Una delle sorprese più belle della mia
estate torinese sono stati i Giardini Reali, riaperti al pubblico
durante la bella stagione. Li ho molto amati, perché il loro
restauro è stato pensato per accogliere il pubblico; per me è
stato immediato il paragone con i nuovi parchi torinesi, Dora e
Mennea
in primis, dove panchine dalle forme strane (e quasi sempre
senza schienale!) e alberelli dalle chiome non foltissime sono
piuttosto respingenti sotto il sole di agosto, quando si è alla
ricerca del fresco e del riparo dal sole. Nei Giardini Reali, invece, c'è l'invito a restare, per essere parte della Bellezza
che descrivono.
In uno degli ombrosi incroci del Boschetto, dove viene vogia di rimanere anche per leggere un bel libro, c'è un'opera d'arte che mi ha molto colpito,
Pietre Preziose di Giulio
Paolini. Durante una delle passeggiate che la Direttrice dei Musei Reali
Enrica Pagella fece con i cittadini nei Giardini Reali, per farli
conoscere e raccontare i suoi progetti, si parlò della convivenza di
opere d'arte originarie con opere d'arte contemporanee, così da
offrire una sorta di vita continua, non cristallizzata, a
questi magnifici spazi. In questo sono molto torinese, mi rendo
conto, e accolgo sempre con una certa diffidenza proposte di
commistioni tra contemporaneo e passato in aree storiche, prima di
vedere e decidere se diventare appassionata sostenitrice del
risultato.
Ma
Pietre Preziose è un'opera contemporanea diversa,
preziosa, perché realizzata con alcuni frammenti della Cappella
della Sindone incendiata; sono elementi d'architettura riconoscibili
e sparsi, quasi gettati in disordine, dai quali emerge una figura
umana, che osserva, pensa, scrive.
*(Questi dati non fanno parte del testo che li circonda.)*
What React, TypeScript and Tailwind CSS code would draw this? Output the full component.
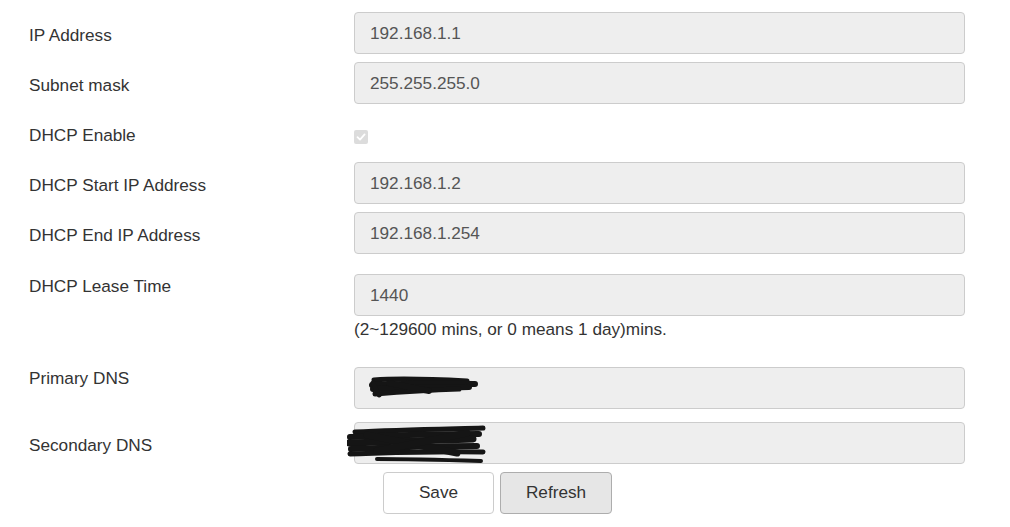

L'effetto è suggestivo, perché
il legame tra presente e passato è evidente, così come la nuova
vita dei resti della Cappella di Guarino Guarini: hanno perso la loro
funzione originaria, sono diventati parte del bello dei Giardini,
come un cerchio che si chiude. Un intervento contemporaneo che ha un
senso è che è quasi commovente nel suo significato.